Papua New Guinea’s Government has taken full ownership of the Ok Tedi Gold-Copper Project after a drawn out dispute with a development fund which controlled the majority stake on behalf of residents in the area.

In September PNG’s parliament legislated for the government to take full ownership of the project and to remove a 12-year-old immunity deal for Ok Tedi’s former owner, BHP Billiton, for environmental damage in the Western Province.

Prime Minister Peter O’Neill told parliament, “The government in 2001 made a very bad decision in granting immunity to a corporate giant, preventing its own people from exercising their right under law to sue for permanent damages done to their environment and their livelihood.”

Profits from Ok Tedi will now be available to the government to spend, rather than previous arrangements where proceeds were divided between the province and the national government.

The Ok Tedi mine has been operating since the 1980s but has been blamed for environmental damage along the Fly River because it dumped its mine tailings into the river systems. The mine is expected to keep operating for another 10 years, although its life could be extended.

In return for legal immunity, former owners BHP Billiton in 2001 divested its controlling share in the mine to the Sustainable Development Program charitable trust, which held 63% of the mine. The PNG government controlled the remainder.
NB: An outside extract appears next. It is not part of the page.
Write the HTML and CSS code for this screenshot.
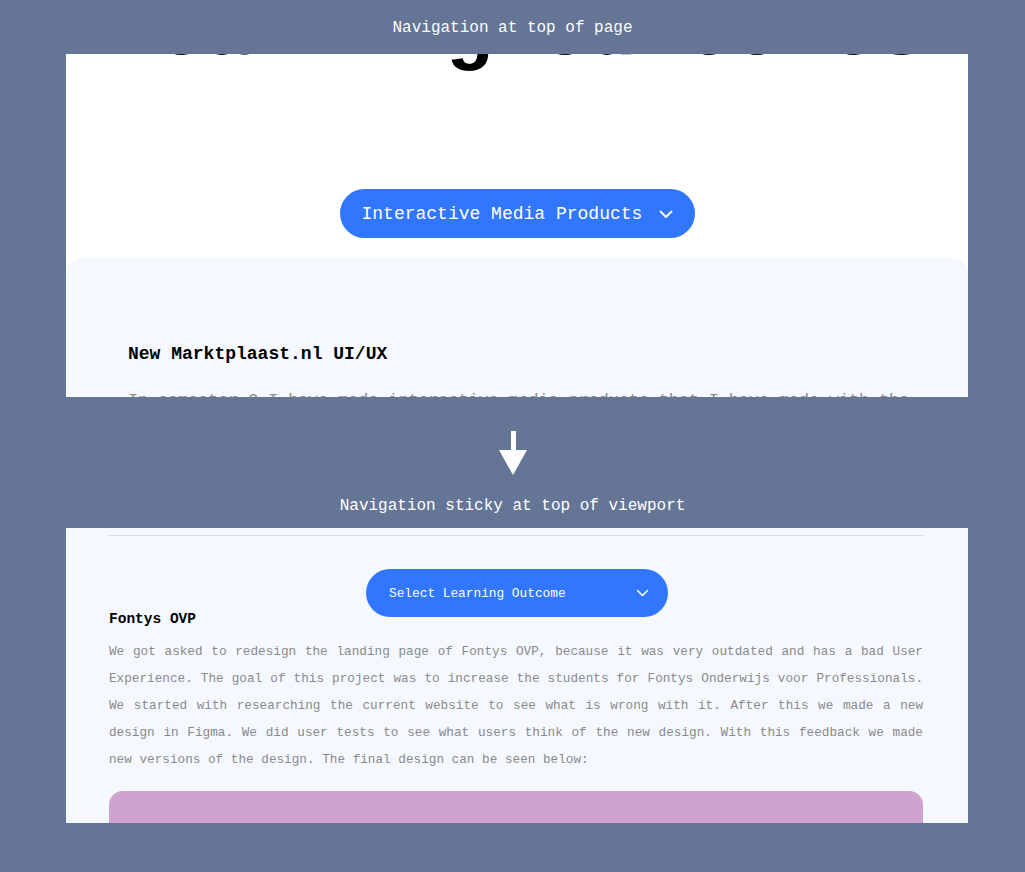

The legislation means BHP could face claims from landowners over long-term environmental damage, although previous PNG governments approved the dumping of tailings into the rivers.

The changes sparked a row between Peter O’Neill and former prime minister Sir Mekere Morauta, who is chairman of the Sustainable Development Program. Mekere Morauta has criticized the government actions, accusing the government of theft, and signalling a likely court challenge. “This is very important legislation - for the first time expropriating assets without payment from the people of Papua New Guinea, not from foreigners.”

He warned that the nationalization of Ok Tedi Mining presented dangers for the country by increasing the perception of sovereign risk. He said the legislation would undermine investor confidence at a time when a number of very large investments are on the horizon. “The bills should have been circulated widely and debated fully, not kept secret and bulldozed through in one day.”

The Sustainable Development Program also controls a $1.4 billion fund, based in Singapore, which is used to promote development in Western Province.